A reduction sauce is a sauce made for food which uses the drippings and juices left over after cooking meat. Since these drippings are often quite flavorful, the resulting sauce is also dense in flavor, and it tends to complement the food very well, since it uses the juices exuded by the food while it cooks. An assortment of ingredients are added to these drippings to create a reduction sauce, ranging from cream to balsamic vinegar, depending on the desired effect.

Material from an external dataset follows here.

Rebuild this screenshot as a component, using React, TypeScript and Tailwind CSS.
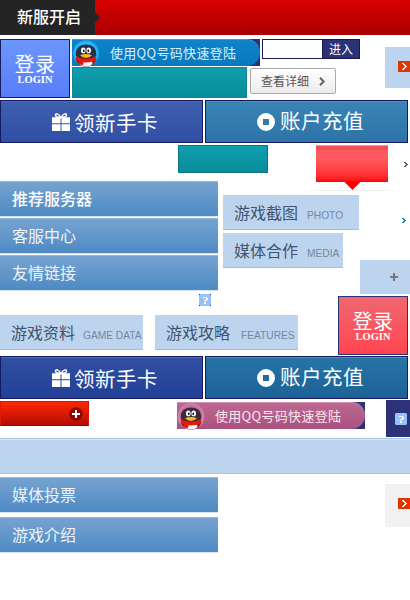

To make a reduction sauce, cooks start by preparing the meat normally. When the meat is finished, it is taken out of the pan and allowed to rest while the sauce is made. Typically, excess fat is skimmed off so that the sauce will not be greasy, and then the volume of the drippings in the pan is doubled with the addition of ingredients such as stock, cream, wine, balsamic vinegar, or juices. In some cases, ingredients like vegetables may be briefly cooked in the drippings before the liquid is added.
Next, the sauce is allowed to simmer so that it reduces in volume. This reduction makes the sauce dense and thick, so that it can be used like a gravy. It also concentrates the flavors. As a result, reduction sauces are often very strongly flavored, and most cooks use only a little bit, so that the flavor does not becomes overwhelming. The sauce can be poured over meat like a gravy, or it can be artfully drizzled so that the plate looks distinctive, depending on the cook's inclinations.
Once the sauce is finished, it may be sieved to force out chunks of ingredients before being added to the food, or it may be left chunky. It may also be paired with other sauces or flavorings, as might be the case with a wine reduction sauce served alongside a horseradish dipping sauce. Consumers can layer the flavors as desired.
Some cooks call sauces of this type “pan gravy,” since it is often made in the pan that was used to cook the food, or the drippings from a roasting pan are poured into a large saucepan. Some common vegetable additions to reduction sauce include things like capers for a lemon caper sauce, shallots or garlic, and mushrooms. In many cases wine or brandy are used in the sauce, but cooks who prefer not to work with alcohol can use things like juice, cream, soy sauce, vinegar, or stock. More distinctive additions like chocolate and wasabi can also be used for a more exotic flavor.